• [SHORT PROBLEM] From the listing below, extract every line containing "screenshot".

Pages as source code
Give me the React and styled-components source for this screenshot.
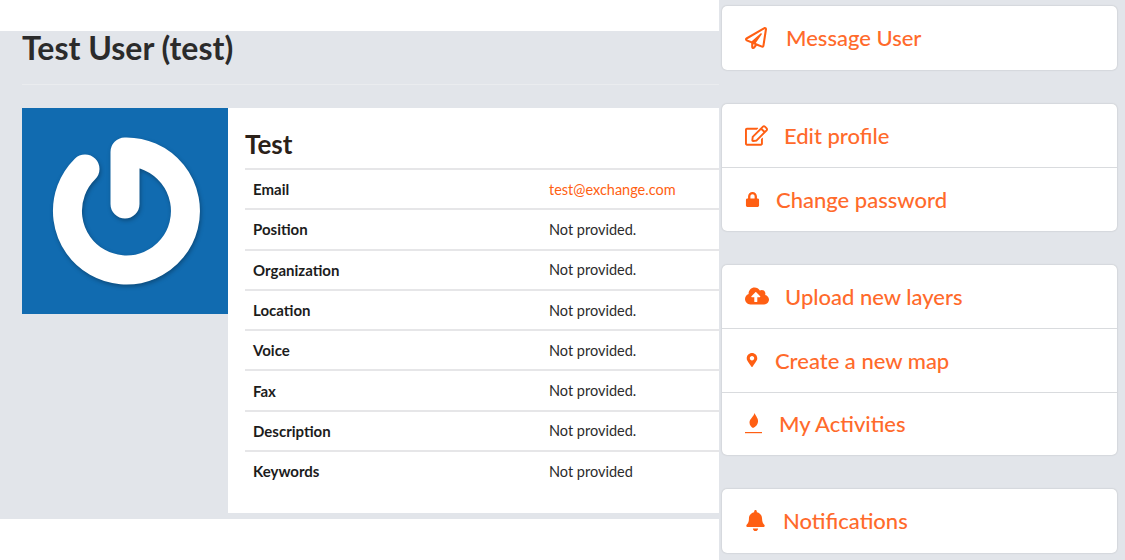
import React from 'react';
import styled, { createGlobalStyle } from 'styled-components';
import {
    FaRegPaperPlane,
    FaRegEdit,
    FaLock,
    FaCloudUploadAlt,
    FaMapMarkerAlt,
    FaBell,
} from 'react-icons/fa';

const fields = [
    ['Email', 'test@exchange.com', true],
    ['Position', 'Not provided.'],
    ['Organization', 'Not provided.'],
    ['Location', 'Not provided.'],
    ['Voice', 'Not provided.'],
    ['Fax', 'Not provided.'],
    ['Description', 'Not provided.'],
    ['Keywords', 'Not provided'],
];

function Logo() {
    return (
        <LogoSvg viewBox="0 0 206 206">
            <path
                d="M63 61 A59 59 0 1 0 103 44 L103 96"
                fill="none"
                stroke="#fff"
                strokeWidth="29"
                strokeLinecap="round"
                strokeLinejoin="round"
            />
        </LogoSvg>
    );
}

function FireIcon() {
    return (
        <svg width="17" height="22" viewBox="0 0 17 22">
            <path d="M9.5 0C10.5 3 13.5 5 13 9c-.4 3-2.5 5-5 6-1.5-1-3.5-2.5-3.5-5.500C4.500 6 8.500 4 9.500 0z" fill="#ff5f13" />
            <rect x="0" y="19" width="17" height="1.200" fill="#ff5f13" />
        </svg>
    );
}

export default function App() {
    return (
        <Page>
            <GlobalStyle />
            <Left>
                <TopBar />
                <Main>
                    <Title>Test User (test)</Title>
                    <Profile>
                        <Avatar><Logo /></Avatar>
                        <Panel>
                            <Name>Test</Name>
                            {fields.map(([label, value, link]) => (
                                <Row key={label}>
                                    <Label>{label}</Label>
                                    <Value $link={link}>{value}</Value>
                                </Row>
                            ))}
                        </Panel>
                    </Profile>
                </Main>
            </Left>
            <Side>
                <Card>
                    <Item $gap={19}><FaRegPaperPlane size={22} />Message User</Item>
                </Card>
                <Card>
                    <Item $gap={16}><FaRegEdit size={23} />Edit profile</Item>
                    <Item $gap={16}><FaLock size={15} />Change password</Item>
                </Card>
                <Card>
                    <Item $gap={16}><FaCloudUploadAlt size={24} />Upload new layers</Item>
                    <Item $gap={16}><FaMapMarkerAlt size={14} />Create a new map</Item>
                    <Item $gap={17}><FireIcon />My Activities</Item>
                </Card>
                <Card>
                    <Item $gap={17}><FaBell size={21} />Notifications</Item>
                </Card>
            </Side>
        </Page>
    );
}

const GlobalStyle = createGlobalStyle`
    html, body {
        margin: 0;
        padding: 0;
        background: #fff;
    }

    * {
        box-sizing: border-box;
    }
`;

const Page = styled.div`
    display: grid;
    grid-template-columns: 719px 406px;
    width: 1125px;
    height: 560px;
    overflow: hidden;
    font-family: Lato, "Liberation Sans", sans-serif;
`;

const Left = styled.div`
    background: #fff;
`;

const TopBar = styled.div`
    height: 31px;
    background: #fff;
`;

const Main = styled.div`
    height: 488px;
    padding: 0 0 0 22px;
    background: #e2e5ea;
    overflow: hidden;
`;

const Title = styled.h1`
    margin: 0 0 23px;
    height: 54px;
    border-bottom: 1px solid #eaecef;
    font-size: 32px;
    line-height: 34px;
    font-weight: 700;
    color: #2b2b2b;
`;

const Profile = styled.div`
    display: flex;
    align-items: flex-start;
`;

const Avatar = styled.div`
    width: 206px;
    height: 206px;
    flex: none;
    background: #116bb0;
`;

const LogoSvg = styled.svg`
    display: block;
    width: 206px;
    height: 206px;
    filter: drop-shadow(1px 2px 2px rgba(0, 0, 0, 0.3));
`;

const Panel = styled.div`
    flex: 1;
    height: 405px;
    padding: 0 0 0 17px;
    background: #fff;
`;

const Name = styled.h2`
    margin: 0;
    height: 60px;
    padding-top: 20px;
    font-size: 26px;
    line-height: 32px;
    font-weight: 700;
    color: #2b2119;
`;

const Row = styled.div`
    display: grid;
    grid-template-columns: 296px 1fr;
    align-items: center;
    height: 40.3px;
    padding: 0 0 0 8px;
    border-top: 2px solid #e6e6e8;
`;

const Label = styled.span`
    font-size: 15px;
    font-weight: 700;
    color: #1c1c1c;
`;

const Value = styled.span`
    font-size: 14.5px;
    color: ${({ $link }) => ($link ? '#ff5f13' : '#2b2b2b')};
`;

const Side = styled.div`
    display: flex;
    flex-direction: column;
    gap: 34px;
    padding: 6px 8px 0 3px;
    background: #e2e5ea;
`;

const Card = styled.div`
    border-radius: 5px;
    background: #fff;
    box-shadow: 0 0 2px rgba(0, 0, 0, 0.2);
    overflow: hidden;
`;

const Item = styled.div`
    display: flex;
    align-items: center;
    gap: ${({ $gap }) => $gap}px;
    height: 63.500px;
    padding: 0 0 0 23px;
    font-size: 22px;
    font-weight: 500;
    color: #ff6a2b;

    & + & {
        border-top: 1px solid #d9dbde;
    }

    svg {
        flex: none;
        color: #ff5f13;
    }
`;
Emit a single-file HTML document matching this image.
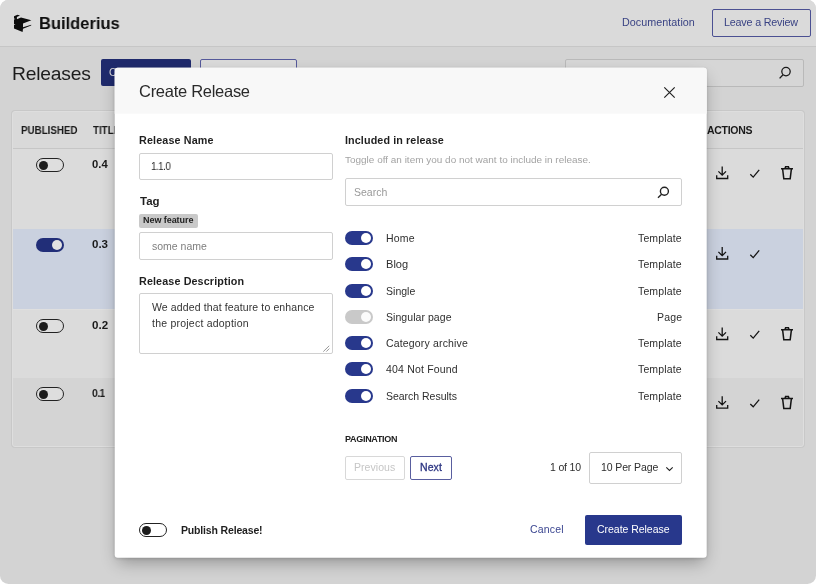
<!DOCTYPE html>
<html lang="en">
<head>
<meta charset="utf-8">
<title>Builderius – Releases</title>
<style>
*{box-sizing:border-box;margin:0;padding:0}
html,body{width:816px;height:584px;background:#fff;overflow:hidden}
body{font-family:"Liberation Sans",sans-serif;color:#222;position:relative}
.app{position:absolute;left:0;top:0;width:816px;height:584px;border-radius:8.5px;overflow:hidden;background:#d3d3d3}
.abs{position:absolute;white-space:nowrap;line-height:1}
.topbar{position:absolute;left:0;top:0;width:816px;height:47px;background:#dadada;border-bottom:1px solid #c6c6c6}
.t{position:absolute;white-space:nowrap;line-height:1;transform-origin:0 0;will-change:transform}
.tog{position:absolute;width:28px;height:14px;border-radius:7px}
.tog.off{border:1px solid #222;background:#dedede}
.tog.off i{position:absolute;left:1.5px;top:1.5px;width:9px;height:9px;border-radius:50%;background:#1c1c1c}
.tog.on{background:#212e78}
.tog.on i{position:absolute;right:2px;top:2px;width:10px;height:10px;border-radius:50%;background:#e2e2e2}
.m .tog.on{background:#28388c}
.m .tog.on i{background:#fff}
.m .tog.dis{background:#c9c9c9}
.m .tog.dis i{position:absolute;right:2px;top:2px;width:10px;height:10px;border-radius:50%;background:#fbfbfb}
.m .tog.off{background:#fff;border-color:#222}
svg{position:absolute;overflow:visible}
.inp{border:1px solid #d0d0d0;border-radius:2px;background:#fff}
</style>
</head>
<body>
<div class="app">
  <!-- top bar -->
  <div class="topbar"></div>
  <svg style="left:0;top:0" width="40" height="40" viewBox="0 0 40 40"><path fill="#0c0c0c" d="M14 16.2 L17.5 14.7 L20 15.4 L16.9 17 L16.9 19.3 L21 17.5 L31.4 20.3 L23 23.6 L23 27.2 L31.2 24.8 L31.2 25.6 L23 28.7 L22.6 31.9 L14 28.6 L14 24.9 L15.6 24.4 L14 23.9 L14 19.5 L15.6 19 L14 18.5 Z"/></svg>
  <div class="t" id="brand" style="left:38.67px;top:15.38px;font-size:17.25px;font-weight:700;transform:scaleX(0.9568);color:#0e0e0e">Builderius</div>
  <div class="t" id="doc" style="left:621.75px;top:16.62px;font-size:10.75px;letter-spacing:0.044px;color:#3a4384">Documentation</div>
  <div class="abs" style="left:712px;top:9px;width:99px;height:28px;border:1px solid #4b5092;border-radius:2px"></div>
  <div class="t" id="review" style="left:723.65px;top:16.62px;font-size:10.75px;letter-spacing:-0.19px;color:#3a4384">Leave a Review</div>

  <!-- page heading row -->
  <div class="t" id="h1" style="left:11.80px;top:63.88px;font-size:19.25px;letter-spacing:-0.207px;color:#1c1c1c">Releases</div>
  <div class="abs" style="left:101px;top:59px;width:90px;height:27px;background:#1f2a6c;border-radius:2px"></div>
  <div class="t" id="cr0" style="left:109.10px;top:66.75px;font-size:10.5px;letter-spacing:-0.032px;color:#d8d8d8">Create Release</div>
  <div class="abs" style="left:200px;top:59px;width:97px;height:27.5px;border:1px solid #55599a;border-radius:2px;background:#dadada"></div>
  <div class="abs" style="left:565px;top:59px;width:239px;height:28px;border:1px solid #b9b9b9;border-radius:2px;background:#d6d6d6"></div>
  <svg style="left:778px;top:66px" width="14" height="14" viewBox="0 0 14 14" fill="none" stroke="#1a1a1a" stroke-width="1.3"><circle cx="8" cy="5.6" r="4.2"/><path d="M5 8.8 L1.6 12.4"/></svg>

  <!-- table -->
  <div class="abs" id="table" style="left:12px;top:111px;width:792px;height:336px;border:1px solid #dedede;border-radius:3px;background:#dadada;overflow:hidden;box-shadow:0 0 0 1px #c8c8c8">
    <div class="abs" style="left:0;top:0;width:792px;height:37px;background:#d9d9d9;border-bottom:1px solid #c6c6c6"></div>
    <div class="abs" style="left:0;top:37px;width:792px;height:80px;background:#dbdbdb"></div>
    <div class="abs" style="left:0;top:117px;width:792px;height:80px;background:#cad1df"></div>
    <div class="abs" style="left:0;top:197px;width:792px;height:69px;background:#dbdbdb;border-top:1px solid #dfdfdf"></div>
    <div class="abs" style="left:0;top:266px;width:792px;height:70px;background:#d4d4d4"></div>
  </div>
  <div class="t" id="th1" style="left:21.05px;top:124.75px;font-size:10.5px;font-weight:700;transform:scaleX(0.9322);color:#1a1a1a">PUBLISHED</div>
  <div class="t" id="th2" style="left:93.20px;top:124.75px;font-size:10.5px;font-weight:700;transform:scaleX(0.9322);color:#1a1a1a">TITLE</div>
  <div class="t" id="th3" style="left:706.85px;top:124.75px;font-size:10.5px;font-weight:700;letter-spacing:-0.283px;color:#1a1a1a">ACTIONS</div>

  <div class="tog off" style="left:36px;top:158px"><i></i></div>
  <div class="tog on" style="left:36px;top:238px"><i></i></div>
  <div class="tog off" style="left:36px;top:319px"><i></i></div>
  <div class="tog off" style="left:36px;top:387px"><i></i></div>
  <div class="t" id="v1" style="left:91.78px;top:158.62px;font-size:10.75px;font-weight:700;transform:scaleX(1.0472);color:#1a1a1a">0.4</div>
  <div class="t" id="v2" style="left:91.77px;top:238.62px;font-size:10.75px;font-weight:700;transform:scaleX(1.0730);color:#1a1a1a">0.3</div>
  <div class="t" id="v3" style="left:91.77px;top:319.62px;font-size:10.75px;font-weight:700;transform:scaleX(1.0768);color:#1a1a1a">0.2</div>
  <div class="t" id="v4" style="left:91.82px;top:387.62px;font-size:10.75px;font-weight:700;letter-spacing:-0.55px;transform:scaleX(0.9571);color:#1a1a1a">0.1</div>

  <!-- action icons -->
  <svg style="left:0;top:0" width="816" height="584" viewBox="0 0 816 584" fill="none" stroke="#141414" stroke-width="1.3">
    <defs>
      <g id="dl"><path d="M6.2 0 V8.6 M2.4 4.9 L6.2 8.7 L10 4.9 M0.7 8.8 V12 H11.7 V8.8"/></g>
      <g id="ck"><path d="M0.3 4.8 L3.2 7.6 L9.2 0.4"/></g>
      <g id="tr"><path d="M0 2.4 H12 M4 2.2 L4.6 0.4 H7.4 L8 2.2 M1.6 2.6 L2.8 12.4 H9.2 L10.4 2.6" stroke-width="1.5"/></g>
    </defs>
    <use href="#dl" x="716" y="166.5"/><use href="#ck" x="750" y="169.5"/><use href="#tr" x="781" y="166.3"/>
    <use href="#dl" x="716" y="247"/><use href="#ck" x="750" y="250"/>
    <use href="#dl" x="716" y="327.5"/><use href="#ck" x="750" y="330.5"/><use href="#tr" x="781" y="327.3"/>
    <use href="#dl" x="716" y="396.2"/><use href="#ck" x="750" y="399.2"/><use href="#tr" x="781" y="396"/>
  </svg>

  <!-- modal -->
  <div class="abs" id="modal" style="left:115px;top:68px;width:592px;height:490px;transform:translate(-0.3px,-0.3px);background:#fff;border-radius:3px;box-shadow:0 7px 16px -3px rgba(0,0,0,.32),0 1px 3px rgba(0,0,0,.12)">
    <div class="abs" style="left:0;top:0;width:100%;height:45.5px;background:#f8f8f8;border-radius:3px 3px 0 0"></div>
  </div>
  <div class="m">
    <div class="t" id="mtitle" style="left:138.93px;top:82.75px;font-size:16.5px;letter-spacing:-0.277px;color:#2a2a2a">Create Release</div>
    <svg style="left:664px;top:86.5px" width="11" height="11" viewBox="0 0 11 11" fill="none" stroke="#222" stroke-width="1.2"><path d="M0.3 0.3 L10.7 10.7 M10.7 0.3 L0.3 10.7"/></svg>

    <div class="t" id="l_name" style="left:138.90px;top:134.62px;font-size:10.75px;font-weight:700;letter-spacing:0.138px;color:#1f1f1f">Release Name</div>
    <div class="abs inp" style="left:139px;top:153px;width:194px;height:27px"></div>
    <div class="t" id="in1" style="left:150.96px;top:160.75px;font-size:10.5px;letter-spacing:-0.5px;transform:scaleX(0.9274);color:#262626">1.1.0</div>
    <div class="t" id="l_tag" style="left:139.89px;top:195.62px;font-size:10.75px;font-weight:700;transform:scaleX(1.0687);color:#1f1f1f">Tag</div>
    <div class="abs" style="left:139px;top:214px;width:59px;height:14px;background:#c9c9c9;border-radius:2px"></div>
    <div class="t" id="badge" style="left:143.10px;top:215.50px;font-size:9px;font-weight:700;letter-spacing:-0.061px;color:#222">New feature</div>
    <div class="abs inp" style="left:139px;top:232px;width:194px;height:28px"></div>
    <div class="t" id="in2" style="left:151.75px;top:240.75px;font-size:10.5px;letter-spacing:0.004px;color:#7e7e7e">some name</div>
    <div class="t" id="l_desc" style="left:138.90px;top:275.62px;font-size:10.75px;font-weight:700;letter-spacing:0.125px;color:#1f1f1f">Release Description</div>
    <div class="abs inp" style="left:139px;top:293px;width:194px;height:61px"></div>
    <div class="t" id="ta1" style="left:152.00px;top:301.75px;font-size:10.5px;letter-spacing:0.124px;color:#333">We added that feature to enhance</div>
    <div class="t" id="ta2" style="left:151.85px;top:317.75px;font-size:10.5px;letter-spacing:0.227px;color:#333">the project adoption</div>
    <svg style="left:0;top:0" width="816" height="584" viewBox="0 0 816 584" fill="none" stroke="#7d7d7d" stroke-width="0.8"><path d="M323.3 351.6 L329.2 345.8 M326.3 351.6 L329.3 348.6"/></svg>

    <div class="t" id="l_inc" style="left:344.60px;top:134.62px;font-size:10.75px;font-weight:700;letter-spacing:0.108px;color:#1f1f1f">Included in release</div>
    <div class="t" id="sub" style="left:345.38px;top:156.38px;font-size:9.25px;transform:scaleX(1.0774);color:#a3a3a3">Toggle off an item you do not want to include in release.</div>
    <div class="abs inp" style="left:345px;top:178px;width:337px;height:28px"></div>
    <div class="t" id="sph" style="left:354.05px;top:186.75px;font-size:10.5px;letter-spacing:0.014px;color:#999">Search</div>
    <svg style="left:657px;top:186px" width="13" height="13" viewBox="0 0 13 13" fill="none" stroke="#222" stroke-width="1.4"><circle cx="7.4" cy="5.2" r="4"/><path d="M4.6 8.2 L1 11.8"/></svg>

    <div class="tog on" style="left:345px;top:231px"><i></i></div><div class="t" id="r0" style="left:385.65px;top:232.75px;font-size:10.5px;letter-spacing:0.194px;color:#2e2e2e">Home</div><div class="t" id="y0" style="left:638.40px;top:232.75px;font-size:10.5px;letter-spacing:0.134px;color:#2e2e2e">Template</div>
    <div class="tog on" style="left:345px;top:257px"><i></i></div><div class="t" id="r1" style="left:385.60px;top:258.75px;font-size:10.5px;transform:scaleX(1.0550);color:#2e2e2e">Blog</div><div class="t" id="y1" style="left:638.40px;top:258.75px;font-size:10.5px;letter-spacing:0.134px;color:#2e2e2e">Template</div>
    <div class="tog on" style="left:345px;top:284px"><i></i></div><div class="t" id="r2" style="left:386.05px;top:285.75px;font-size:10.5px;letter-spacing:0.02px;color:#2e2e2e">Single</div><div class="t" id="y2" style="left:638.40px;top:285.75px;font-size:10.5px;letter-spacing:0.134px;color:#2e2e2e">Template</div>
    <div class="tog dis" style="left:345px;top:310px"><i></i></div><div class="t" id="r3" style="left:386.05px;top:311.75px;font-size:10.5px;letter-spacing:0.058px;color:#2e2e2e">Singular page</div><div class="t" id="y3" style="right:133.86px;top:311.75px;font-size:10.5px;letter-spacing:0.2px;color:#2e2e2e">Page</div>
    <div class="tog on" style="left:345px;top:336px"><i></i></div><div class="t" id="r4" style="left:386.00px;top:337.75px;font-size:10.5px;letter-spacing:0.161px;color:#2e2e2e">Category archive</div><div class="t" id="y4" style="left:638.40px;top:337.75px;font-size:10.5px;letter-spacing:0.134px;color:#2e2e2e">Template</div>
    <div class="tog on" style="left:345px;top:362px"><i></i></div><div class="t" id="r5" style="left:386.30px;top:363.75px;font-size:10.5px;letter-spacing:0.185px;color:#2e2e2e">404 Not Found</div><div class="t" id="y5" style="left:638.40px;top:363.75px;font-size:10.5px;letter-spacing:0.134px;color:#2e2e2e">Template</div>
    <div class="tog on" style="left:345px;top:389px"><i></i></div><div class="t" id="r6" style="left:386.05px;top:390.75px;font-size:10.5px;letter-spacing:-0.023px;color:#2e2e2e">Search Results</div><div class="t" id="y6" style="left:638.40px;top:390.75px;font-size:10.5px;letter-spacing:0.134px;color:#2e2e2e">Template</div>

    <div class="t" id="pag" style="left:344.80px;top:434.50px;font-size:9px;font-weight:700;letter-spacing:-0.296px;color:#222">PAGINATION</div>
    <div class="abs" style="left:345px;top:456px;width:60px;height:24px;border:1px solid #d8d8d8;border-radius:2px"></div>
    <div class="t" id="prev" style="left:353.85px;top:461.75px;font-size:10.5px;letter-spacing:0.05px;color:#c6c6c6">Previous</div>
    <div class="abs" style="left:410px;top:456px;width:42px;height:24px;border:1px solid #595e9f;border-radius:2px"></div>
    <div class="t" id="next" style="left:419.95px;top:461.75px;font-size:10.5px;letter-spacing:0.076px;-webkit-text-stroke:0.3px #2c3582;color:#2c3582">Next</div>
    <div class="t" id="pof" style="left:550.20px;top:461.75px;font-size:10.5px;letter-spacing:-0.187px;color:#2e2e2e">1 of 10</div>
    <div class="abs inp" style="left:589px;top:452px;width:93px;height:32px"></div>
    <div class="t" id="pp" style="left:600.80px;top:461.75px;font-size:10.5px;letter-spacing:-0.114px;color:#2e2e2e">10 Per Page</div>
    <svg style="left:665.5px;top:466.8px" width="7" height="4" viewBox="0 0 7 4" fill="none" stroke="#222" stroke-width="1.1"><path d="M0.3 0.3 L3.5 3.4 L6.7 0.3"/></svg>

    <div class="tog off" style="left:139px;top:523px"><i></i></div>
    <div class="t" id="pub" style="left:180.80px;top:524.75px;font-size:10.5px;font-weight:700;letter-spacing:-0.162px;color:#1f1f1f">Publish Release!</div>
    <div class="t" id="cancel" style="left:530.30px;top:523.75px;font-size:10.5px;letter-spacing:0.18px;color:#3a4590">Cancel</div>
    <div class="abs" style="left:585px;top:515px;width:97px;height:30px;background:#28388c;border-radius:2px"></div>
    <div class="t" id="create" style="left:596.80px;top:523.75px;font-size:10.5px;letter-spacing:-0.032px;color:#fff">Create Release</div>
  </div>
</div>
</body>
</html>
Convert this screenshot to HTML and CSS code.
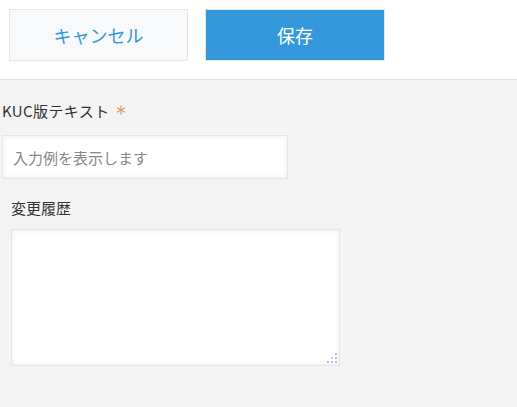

• [SOLUTION TO THE PROBLEM]
Give me the React and styled-components source for this screenshot.
Convert this screenshot to HTML and CSS code.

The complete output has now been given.